Hitler may very well have written

love poems to Eva Braun,

precise in meter, correct Germanic syntax,

but that does not him a poet make.


Radovan Karadžić was published –

children’s poetry no less!

Not so good, I hear, but that matters little.

If there were an exclusive society of poets

he could be safely drummed out.


Though the poet’s tool

is pithy word use,

Dick Cheney’s retorts,

no matter how

pared past essentials,

could never

ever

constitute a poetic

element.


What then is a poet? What then is a poem?

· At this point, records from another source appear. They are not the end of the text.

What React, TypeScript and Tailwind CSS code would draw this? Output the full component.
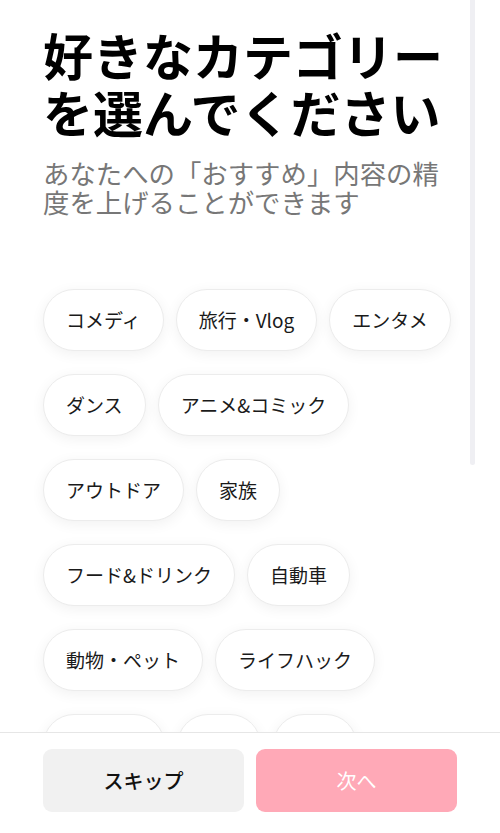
import React from 'react';

const categories = [
    'コメディ',
    '旅行・Vlog',
    'エンタメ',
    'ダンス',
    'アニメ&コミック',
    'アウトドア',
    '家族',
    'フード&ドリンク',
    '自動車',
    '動物・ペット',
    'ライフハック',
    'スポーツ',
    '音楽',
    '美容',
    'ゲーム',
    'ファッション',
];

const font = { fontFamily: '"Noto Sans CJK JP", "Noto Sans", sans-serif' };

export default function App() {
    return (
        <div className="relative flex h-[833px] w-[500px] flex-col overflow-hidden bg-white" style={font}>
            {/* scroll indicator */}
            <div className="absolute right-[25px] top-0 h-[465px] w-[5px] rounded-b-full bg-[#efeff3]" />

            <div className="flex-1 overflow-hidden px-[43px] pt-[26px]">
                <h1 className="text-[50px] font-bold leading-[57px] text-black">
                    好きなカテゴリー
                    <br />
                    を選んでください
                </h1>
                <p className="mt-[18px] text-[26.4px] leading-[29px] text-[#777]">
                    あなたへの「おすすめ」内容の精度を上げることができます
                </p>

                <div className="mt-[73px] flex flex-wrap gap-x-[12px] gap-y-[23px]">
                    {categories.map(c => (
                        <button
                            key={c}
                            type="button"
                            className="h-[62px] rounded-full border border-[#ececec] bg-white px-[22px] text-[19px] font-normal text-[#1a1a1a] shadow-[0_3px_14px_rgba(0,0,0,0.06)]"
                        >
                            {c}
                        </button>
                    ))}
                </div>
            </div>

            {/* Footer */}
            <div className="relative z-10 flex gap-[12px] border-t border-[#e6e6e6] bg-white px-[43px] pb-[21px] pt-[16px]">
                <button
                    type="button"
                    className="h-[63px] flex-1 rounded-[9px] bg-[#f1f1f1] text-[20px] font-medium text-[#111]"
                >
                    スキップ
                </button>
                <button
                    type="button"
                    className="h-[63px] flex-1 rounded-[9px] bg-[#ffa9b7] text-[20px] font-normal text-white"
                >
                    次へ
                </button>
            </div>
        </div>
    );
}
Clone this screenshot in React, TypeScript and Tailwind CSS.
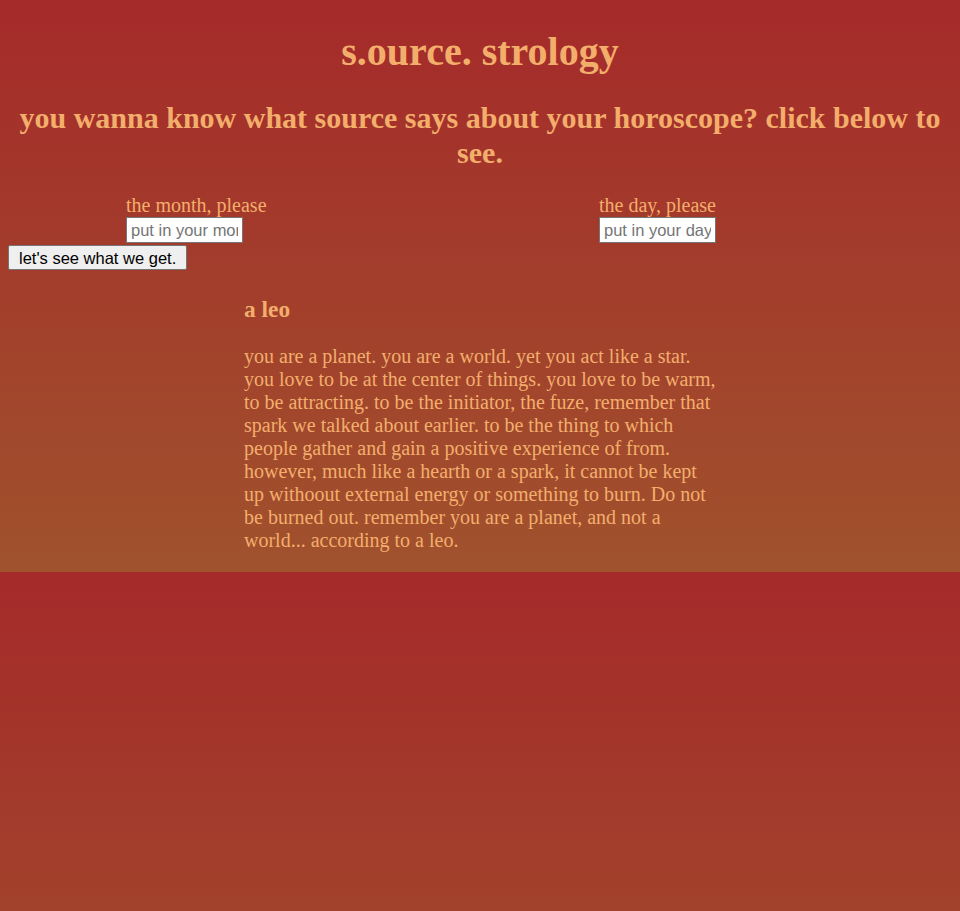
import { useState } from "react";

const serif = "font-['Liberation_Serif','Times_New_Roman',serif]";
const sans = "font-['Liberation_Sans',Arial,sans-serif]";

const LEO_TEXT =
  "you are a planet. you are a world. yet you act like a star. you love to be at the center of things. you love to be warm, to be attracting. to be the initiator, the fuze, remember that spark we talked about earlier. to be the thing to which people gather and gain a positive experience of from. however, much like a hearth or a spark, it cannot be kept up withoout external energy or something to burn. Do not be burned out. remember you are a planet, and not a world... according to a leo.";

export default function App() {
  const [month, setMonth] = useState("");
  const [day, setDay] = useState("");

  return (
    <div
      className={`${serif} min-h-[911px] bg-[linear-gradient(180deg,#a52a2a,#a0522d)] bg-size-[100%_572px] bg-repeat px-2 pt-px text-[20px] text-[#f3ae6c]`}
    >
      <h1 className="mt-[28px] mb-[26px] text-center text-[40px] font-bold leading-[46px]">s.ource. strology</h1>
      <h2 className="mb-[24px] text-center text-[30px] font-bold leading-[34.5px]">
        you wanna know what source says about your horoscope? click below to see.
      </h2>

      <div className="grid grid-cols-2">
        <div className="pl-[118px]">
          <label className="block leading-[23px]" htmlFor="month">
            the month, please
          </label>
          <input
            id="month"
            value={month}
            onChange={(event) => setMonth(event.target.value)}
            placeholder="put in your month"
            className={`${sans} block h-[26px] w-[117px] border border-[#767676] bg-white px-[4px] text-[16.5px] text-black placeholder:text-[#757575]`}
          />
        </div>
        <div className="pl-[119px]">
          <label className="block leading-[23px]" htmlFor="day">
            the day, please
          </label>
          <input
            id="day"
            value={day}
            onChange={(event) => setDay(event.target.value)}
            placeholder="put in your day"
            className={`${sans} block h-[26px] w-[117px] border border-[#767676] bg-white px-[4px] text-[16.5px] text-black placeholder:text-[#757575]`}
          />
        </div>
      </div>
      <button
        type="button"
        className={`${sans} mt-[2px] block h-[25px] rounded-[2px] border border-[#767676] bg-[#efefef] px-[10px] text-[16.5px] leading-[20px] text-black`}
      >
        let's see what we get.
      </button>

      <section className="mx-auto w-1/2">
        <h3 className="mt-[26px] mb-[22px] text-[23.4px] font-bold leading-[27px]">a leo</h3>
        <p className="pb-[21px] leading-[23px]">{LEO_TEXT}</p>
      </section>
    </div>
  );
}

Sherman Pearl says it is a brief on behalf of the living,

a paper megaphone for the voices of the dead.


I say a poet draws a line

with words & images & metaphors,

simile thrown in for good measure.

I say a poet creates possibility

with repetition, alliteration, rhythm.


A poet places a flower

in the rifle’s barrel.

Poets do not waterboard.

Some have been & always will be

soliders in war, but they do not wage war,

they do not rage war.

A poet whispers, states, screams

No more!

Never again!

Not in our name!

A poet may not always use facts,

but always tells the truth.[1]


Poets craft word, after word, after chain of words,

as we step into night seeping around us,

our hearts pulsing crimson fists.


Poets offer what we have. No more, no less.

With uncertainty, out of dire need and with every intention

that no more blood flow in the streets,

that no more words be obliterated.





[1] A quote attributed to Maya Angelou.